Qué fácil es mirar el mal que hace el otro y qué difícil mirar el mal que hicimos o hacemos. El viejo aserto bíblico nos desnuda: “no mires la paja en el ojo ajeno, mira la viga en el propio”. El psicoanalista Carl G. Jung estudió esa tendencia tan humana a proyectar la propia “sombra” afuera, en otros, y esconder la nuestra debajo de la alfombra. Es lo que nos sucede hoy con los dramáticos y desbocados incendios de la Amazonía. Hoy día Bolsonaro es, para muchos, la Sombra, la encarnación del Mal, y no cabe duda que estamos ante un líder nefasto, de características egóticas e impulsivas, un presidente que “tuitea” como un adolescente bromas de mal gusto mientras la Amazonía arde. El mundo requeriría para esta encrucijada del cambio climático líderes sabios y prudentes (que reúnan las virtudes medias aristotélicas y taoístas), pero los pueblos votan cada vez más por “Bolsonaros”, de izquierda o derecha. Son —como diría Nietzsche— los “últimos hombres”, con un nivel de conciencia muy bajo. Todo esto es cierto. Pero, ¿tenemos como país la autoridad moral de escandalizarnos por la devastación de la Amazonía si hemos hecho lo mismo, durante décadas y siglos, con nuestra propia Selva Fría?
En la Amazonía asistimos a un incendio en cámara rápida. Aquí, en Chile, venimos incendiando y devastando nuestra propia Amazonía desde hace siglos. La catástrofe ya ocurrió. Los característicos troncos quemados clamando al cielo, mudos y muertos, son una imagen del paisaje que nos habla de ese incendio continuo que ha sido la historia del sur de Chile. La tala de bosques milenarios para una agricultura sin control alguno (lo mismo que está ocurriendo hoy en Brasil y Bolivia), los desarrollos mineros y forestales, y las quemas en la colonización del sur de los siglos XIX y XX, entre otros factores, terminaron por mutilar nuestra sublime y delicada Selva Fría.
“El que no conoce el bosque chileno no conoce el mundo”, sentenció Neruda en sus memorias. Hoy sobreviven solo islas de bosque nativo. A pesar de que el Código Civil de 1855 declaraba que los “predios privados deben conservar el bosque en su ser”, Chile no conservó el bosque en su ser y, con eso, se alejó de su Ser más profundo, se extravió. La Amazonía no solo es una reserva de biodiversidad, es también un paisaje y un ritmo interior. También la Selva Fría.
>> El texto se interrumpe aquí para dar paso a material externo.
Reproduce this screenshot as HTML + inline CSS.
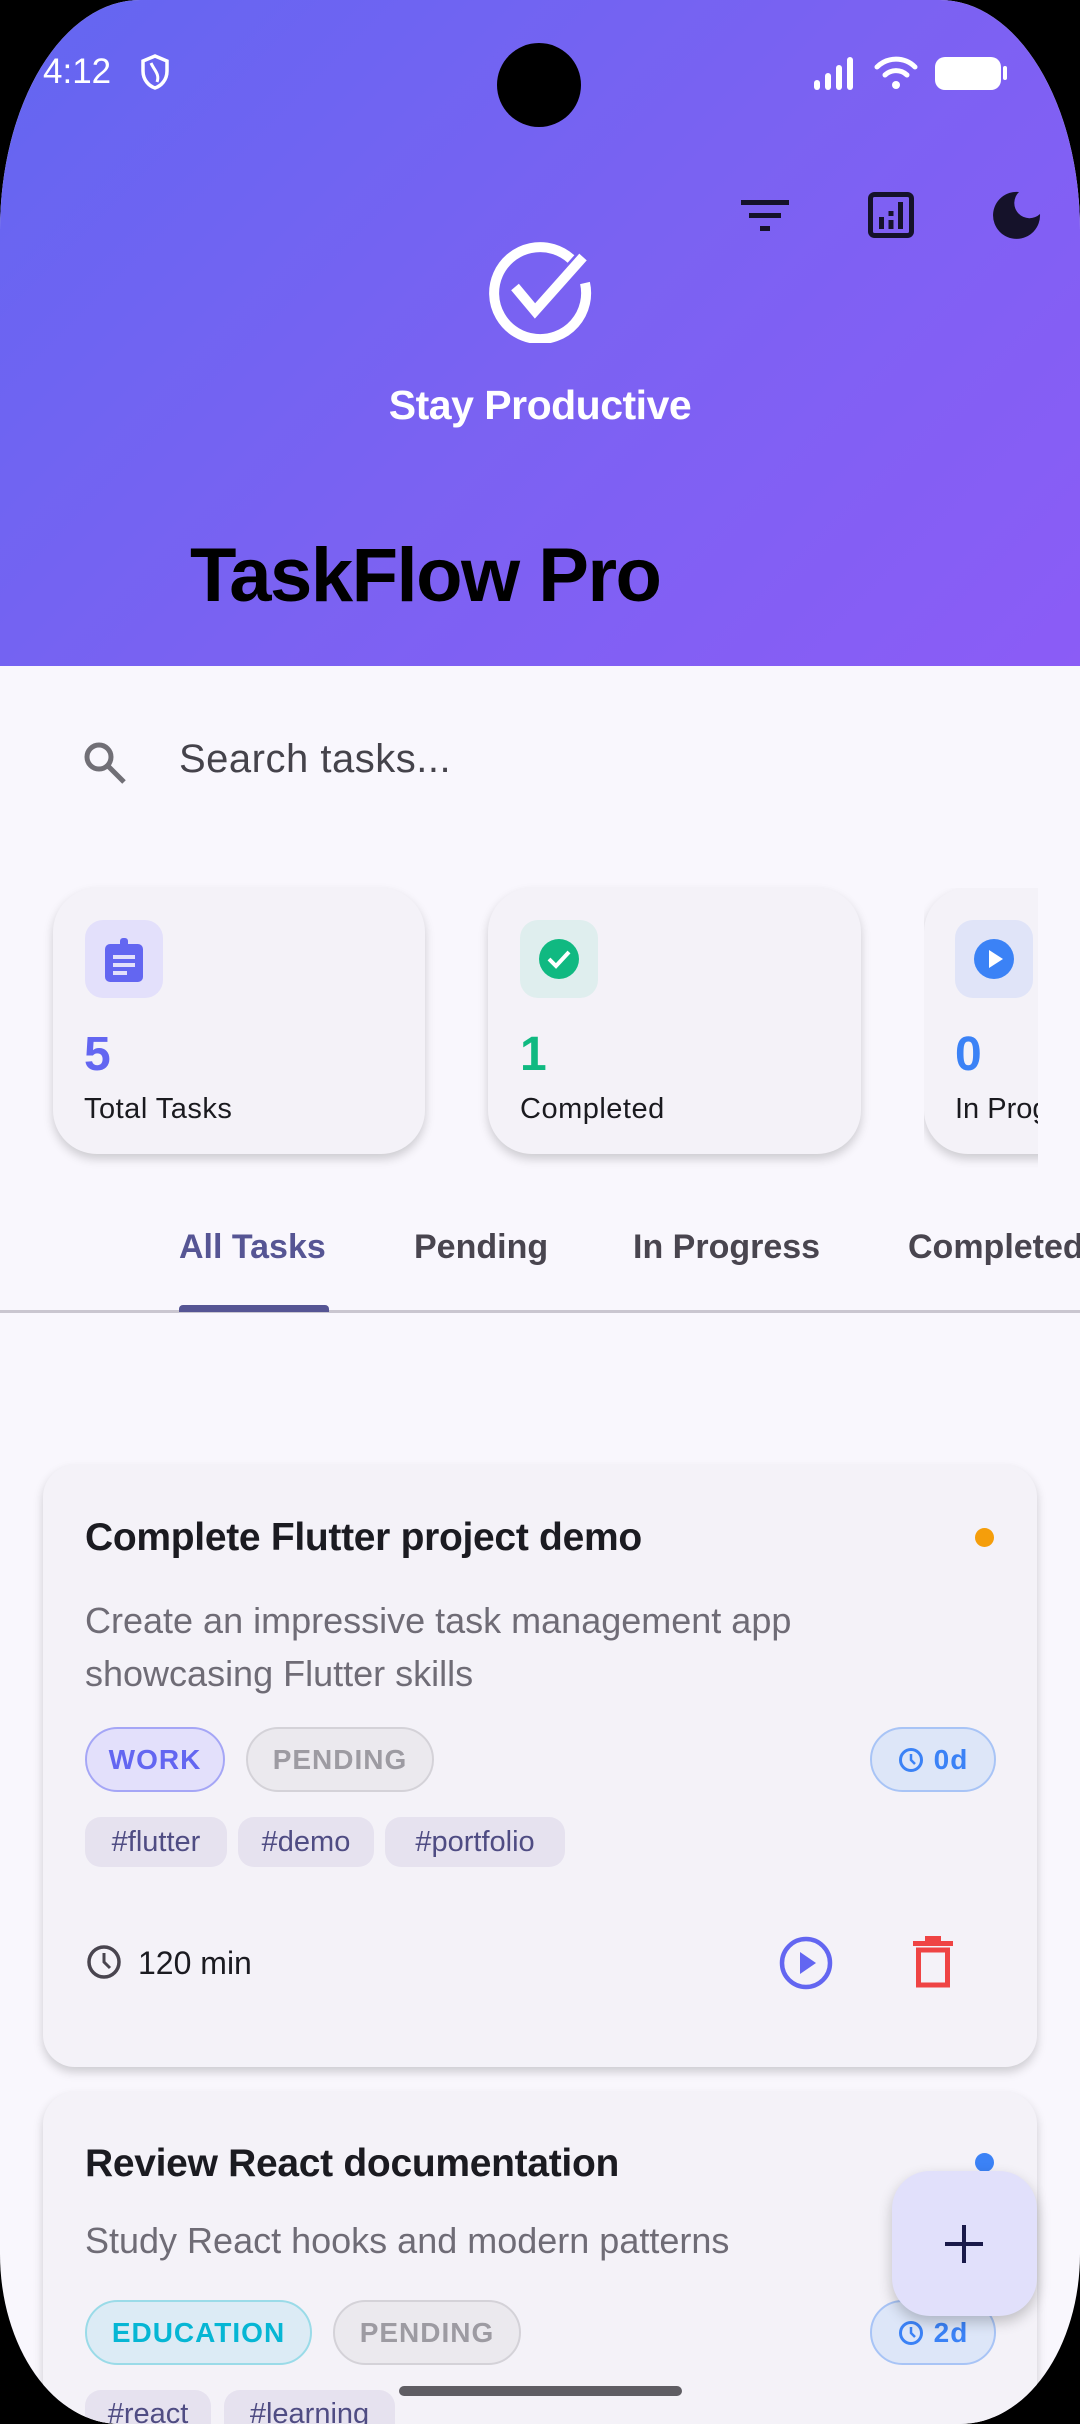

La Amazonía es veloz, exuberante, ruidosa; la Selva Fría es lenta, silenciosa, mucho más íntima y sobria. La primera despierta la imaginación de exploradores delirantes como Aguirre; la segunda, la emoción de poetas delicados y lluviosos como Juvencio Valle. No perdemos solo el oxígeno para respirar con esas devastaciones: nuestra alma y el alma de la tierra sufren un daño irreversible.
Y que no se diga que no hubo voces proféticas que alertaran de este ecocidio. Claudio Gay ya advertía de la desaparición de los bosques de Chile para alimentar la minería, en el siglo XIX. Vicuña Mackenna decía: “todos los bosques de Chile son talados a ritmo febril”. Y ahí están Federico Albert, Rafael Elizalde (autor de “La sobrevivencia de Chile”) y el grito desesperado del gran Luis Oyarzún en ese manifiesto adelantado a su tiempo que fue “Defensa de la tierra”, publicado en la década del 70. El Estado chileno fue —por mucho tiempo— el Bolsonaro de la Selva Fría, una parte de los empresarios también lo han sido, y los políticos que dieron la espalda a esa catástrofe permanente, y no generaron políticas públicas suficientemente eficaces y proactivas, también han sido nuestros pequeños Bolsonaros. También lo son los ciudadanos que fumigan y destruyen con productos sintéticos el delicado equilibrio de sus propios jardines y los que riegan horas y horas el pavimento, dilapidando agua. Y yo y tú que lees esta columna también somos los “últimos hombres”, pequeños Bolsonaros en potencia, ¿o estamos haciendo algo por la dañada Selva Fría, nuestra propia Amazonía, aparte de tuitear?